Des préoccupations d’un autre ordre jetaient bientôt dans l’ombre ces mesquines querelles. La lutte pour la possession de Pentagoët et de l’Acadie entière devenait sérieuse et Saint-Castin allait y jouer le rôle d’arbitre.

Les Anglais employèrent tous les moyens, la diplomatie comme la guerre, pour venir à bout de cet homme. Comme il entretenait forcément des relations commerciales avec eux en temps de paix, ils voulurent l’attirer de leur côté. La tactique n’avait-elle pas réussi avec Latour, qui avait accepté un titre de l’Angleterre ? Seulement, Saint-Castin n’était pas de même trempe.

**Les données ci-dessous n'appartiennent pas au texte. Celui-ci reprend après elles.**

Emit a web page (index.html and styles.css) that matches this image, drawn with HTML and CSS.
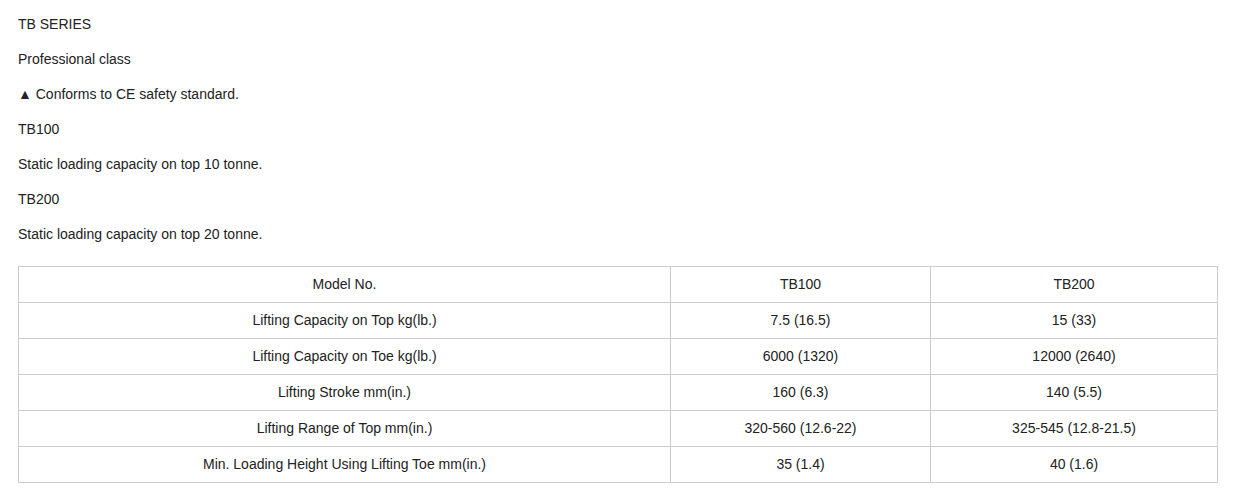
FILE: index.html
```html
<!DOCTYPE html>
<html>
<head>
<meta charset="utf-8">
<link rel="stylesheet" href="styles.css">
</head>
<body>
<div class="content">
  <p>TB SERIES</p>
  <p>Professional class</p>
  <p>▲ Conforms to CE safety standard.</p>
  <p>TB100</p>
  <p>Static loading capacity on top 10 tonne.</p>
  <p>TB200</p>
  <p>Static loading capacity on top 20 tonne.</p>
  <table class="spec">
    <colgroup>
      <col class="c1"><col class="c2"><col class="c3">
    </colgroup>
    <tr><td>Model No.</td><td>TB100</td><td>TB200</td></tr>
    <tr><td>Lifting Capacity on Top kg(lb.)</td><td>7.5 (16.5)</td><td>15 (33)</td></tr>
    <tr><td>Lifting Capacity on Toe kg(lb.)</td><td>6000 (1320)</td><td>12000 (2640)</td></tr>
    <tr><td>Lifting Stroke mm(in.)</td><td>160 (6.3)</td><td>140 (5.5)</td></tr>
    <tr><td>Lifting Range of Top mm(in.)</td><td>320-560 (12.6-22)</td><td>325-545 (12.8-21.5)</td></tr>
    <tr><td>Min. Loading Height Using Lifting Toe mm(in.)</td><td>35 (1.4)</td><td>40 (1.6)</td></tr>
  </table>
</div>
</body>
</html>
```

FILE: styles.css
```css
html, body {
  margin: 0;
  padding: 0;
  background: #fff;
}
body {
  font-family: "Liberation Sans", Arial, sans-serif;
  font-size: 14px;
  color: #222;
}
.content {
  padding: 14px 17px 0 18px;
}
.content p {
  margin: 0 0 15px 0;
  line-height: 20px;
}
.spec {
  border-collapse: collapse;
  width: 1199px;
  margin-top: 22px;
  table-layout: fixed;
}
.spec .c1 { width: 652px; }
.spec .c2 { width: 260px; }
.spec .c3 { width: 287px; }
.spec td {
  border: 1px solid #cccccc;
  height: 36px;
  padding: 0 8px 2px 8px;
  text-align: center;
  vertical-align: middle;
  line-height: 20px;
  box-sizing: border-box;
}
```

Ils lui firent des ouvertures. La Barre, gouverneur de la Nouvelle-France, écrivait du camp de Lachine le 25 juillet 1684, à son collègue Dongan de Boston, qu’il avait vu une lettre, en date du 3 août 1683, dans laquelle le Bostonnais engageait M. de Saint-Castin, « qui commande pour le Roi mon maître à Pentagouët », à se ranger du côté des Anglais 4.

Saint-Castin, à vrai dire, ne commandait pas au nom du roi de France, mais la lettre de La Barre dénotait, chez les Français aussi, le désir de se l’attacher.

Les Anglais ne se tinrent pas pour battus. Menneval écrivait en 1688 : « Le sieur de Saint-Castin… est demeuré habitué à Pentagoët refusant toujours de reconnoitre les Anglois quoi qu’il ait plusieurs fois été sommé avec menaces de le faire, conservant ainsi sa possession à la France ».

Pour en finir, les gens de la Nouvelle-Angleterre décidèrent, par un coup de force, de mettre Saint-Castin devant le fait accompli.